MOSCOW -- Bulgarian President Todor Zhivkov, the longest-serving leader in Eastern Europe, resigned Friday, thrusting his country into the political maelstrom sweeping the region.

Zhivkov, 78, who stepped down after 35 years in power, was replaced as general secretary of the Bulgarian Communist Party by Petar Mladenov, 53, the Bulgarian foreign minister since 1971, in a move that seems intended to promote basic political and economic reforms there.

In his first speech as party leader, Mladenov said Bulgaria has no alternative but to transform its political and economic system, though he stressed that the reforms must take place within the framework of socialism.

The official Bulgarian Telegraph Agency, reporting the changes at a Friday meeting of the Communist Party's policy-making Central Committee in the capital, Sofia, gave no reason for Zhivkov's resignation as the party leader and president. But Mladenov's speech made it clear that momentous changes are under way there as elsewhere in Eastern Europe.

Describing Bulgaria's efforts at reform so far as failures, Mladenov told the party Central Committee, "We failed to realize from the very start that in order to accomplish new tasks, we need new approaches and methods of action," according to excerpts of his speech from the Bulgarian agency and Tass, the Soviet news agency.

"It is in this that the answer lies to the questions--why has our restructuring failed to bring about the desired breakthrough, why is the economy so besieged with serious difficulties, why have some bold and original ideals been largely discredited."

He promised to make glasnost , or openness, the basis of politics in Bulgaria, and to broaden democracy.

"We should not worry nor should we be frightened by the fact that in seeking . . . correct solutions there can and surely will be pluralism in our opinions," he said.

Mladenov said the party's ruling Politburo will call a special Central Committee meeting soon for an in-depth discussion on the state of the country and the development of a comprehensive reform program.

Pressure had been rapidly mounting on Zhivkov, however, as President Mikhail S. Gorbachev broadened and accelerated political and economic reforms in the Soviet Union and other East European leaders followed--or were replaced.

Mladenov was promptly congratulated by Gorbachev in a cable that said he believes "Bulgarian Communists and all the working people in your country will . . . handle the tasks required by the radical and consistent renewal of society in the spirit of the socialist choice," according to Tass.
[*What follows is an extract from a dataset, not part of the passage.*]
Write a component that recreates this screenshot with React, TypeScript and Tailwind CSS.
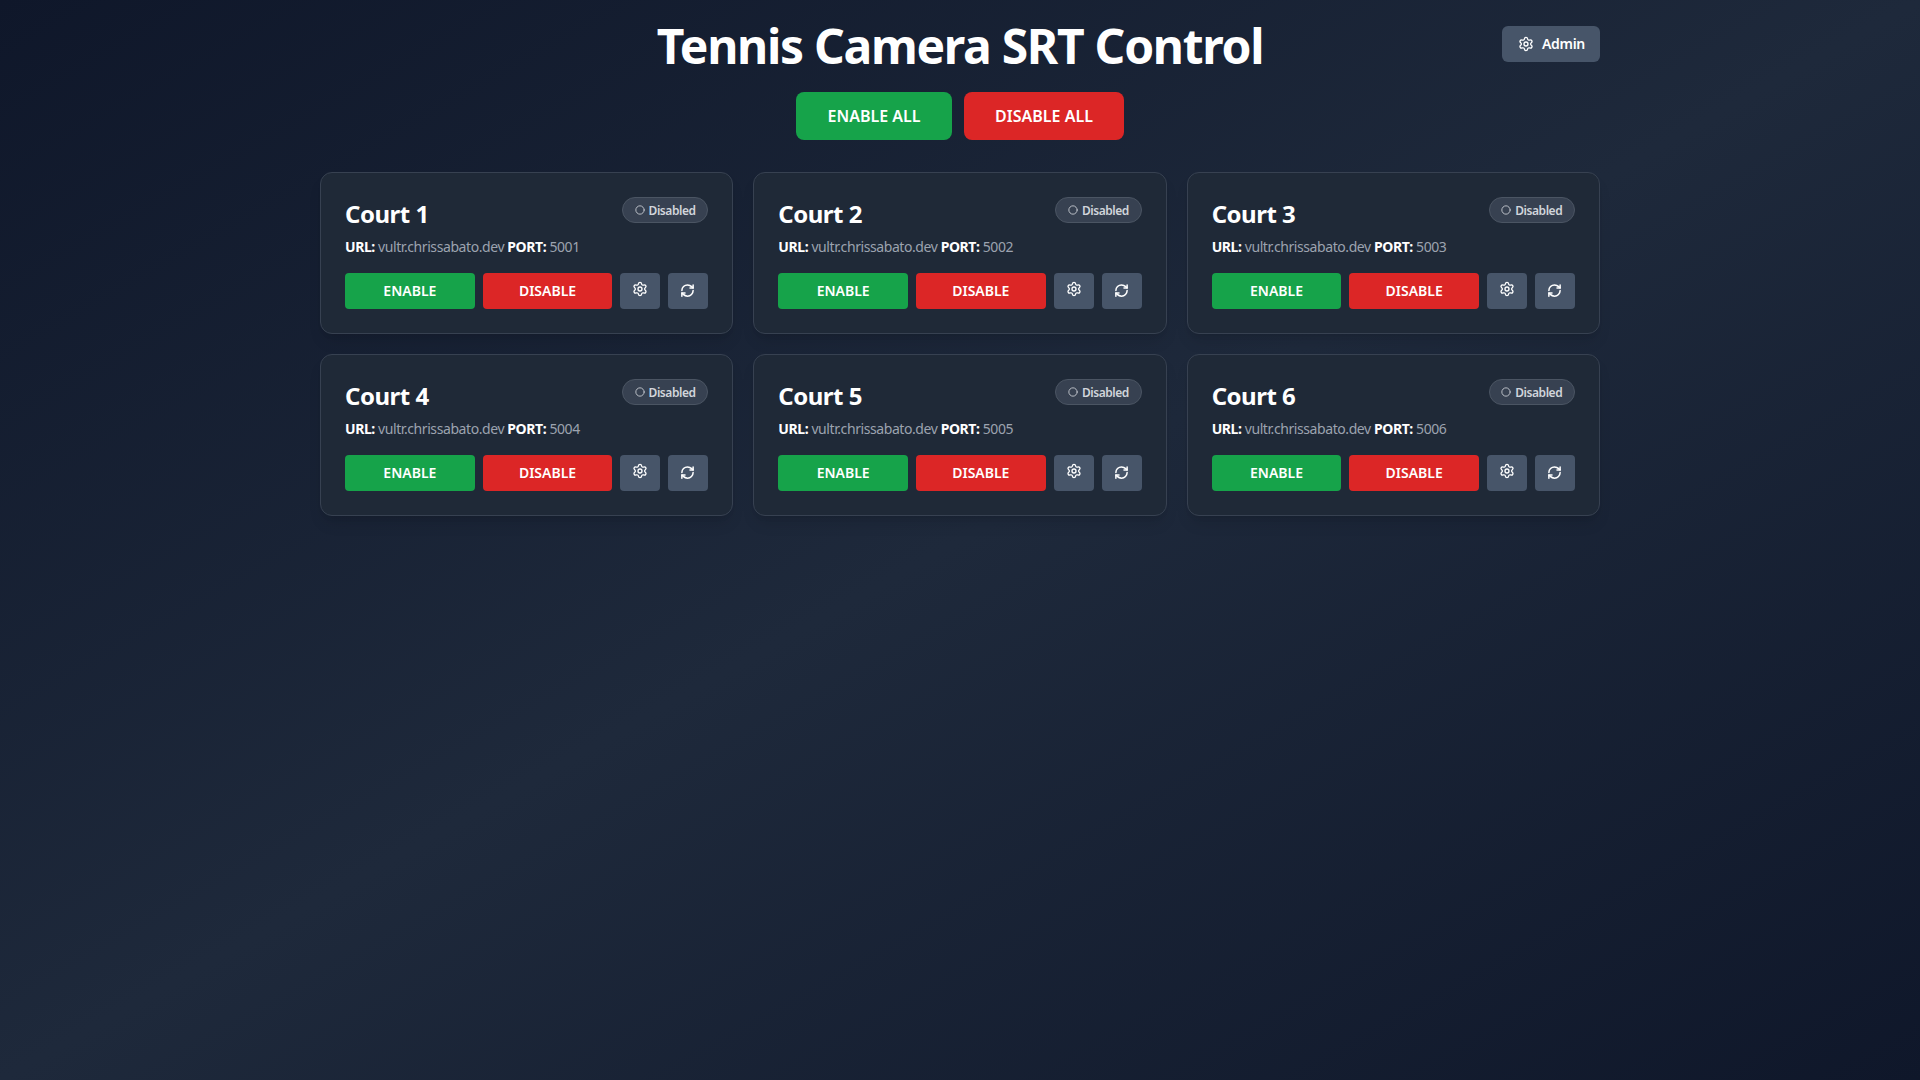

Mladenov, regarded by diplomats here and in Sofia as a moderate and far from a radical reformer, is believed to have come to power with a dual commitment--to reform but also for continuity--a formula intended to promote changes that are substantial and significant without relaxing the Bulgarian Communist Party's grip on the country of 9 million.

But the extent of those changes will become clear only as Mladenov begins to act on his own. As a member of Zhivkov's Politburo, he had been loyal to the party leader, though going significantly further in pressing for reform during recent party conferences. Soviet officials said they expect a party congress planned for December, 1990, to be convened much earlier.

Yet, the replacement of Zhivkov, who was formally thanked by the party for his "long, selfless service," was greeted with enthusiasm in Sofia for the sheer feeling of movement and change that it brought.

"This is one of the happiest days of my life," a leading scientist, Alexei Cheludko, at 70 a man of Zhivkov's generation, said in a telephone interview from Sofia. "The time had come for change in Bulgaria. This has given us hope for the future."

Cheludko, one of 250 Bulgarian intellectuals in Sofia's reform-oriented Perestroika-Glasnost Club, called for Western countries to help Bulgaria ensure the success of the anticipated reforms. Mladenov, he said, is "not the best man available but not the worst either."

Zhivkov had been rumored to be on his way out for more than two years--he was clearly out of sympathy with Gorbachev, with whom he had rather frosty relations--but the timing of the change in leadership surprised observers and its dynamics were unclear.

When Erich Honecker, the East German leader, was replaced last month amid massive protest demonstrations, attention shifted to Bulgaria, Czechoslovakia and Romania, the three Soviet allies in Eastern Europe that had not committed themselves to their own programs of fundamental change. Officials here repeated Gorbachev's warning to Honecker "not to be late" or timid in promoting reform.

Although Zhivkov frequently acknowledged the need for reforms in Bulgaria, he just as frequently insisted that they need not be as sweeping or fundamental as those in the Soviet Union or elsewhere in Eastern Europe and that, in fact, they had been under way since he came to power in 1954 during the liberalization that followed the death of the Soviet dictator Josef Stalin a year earlier.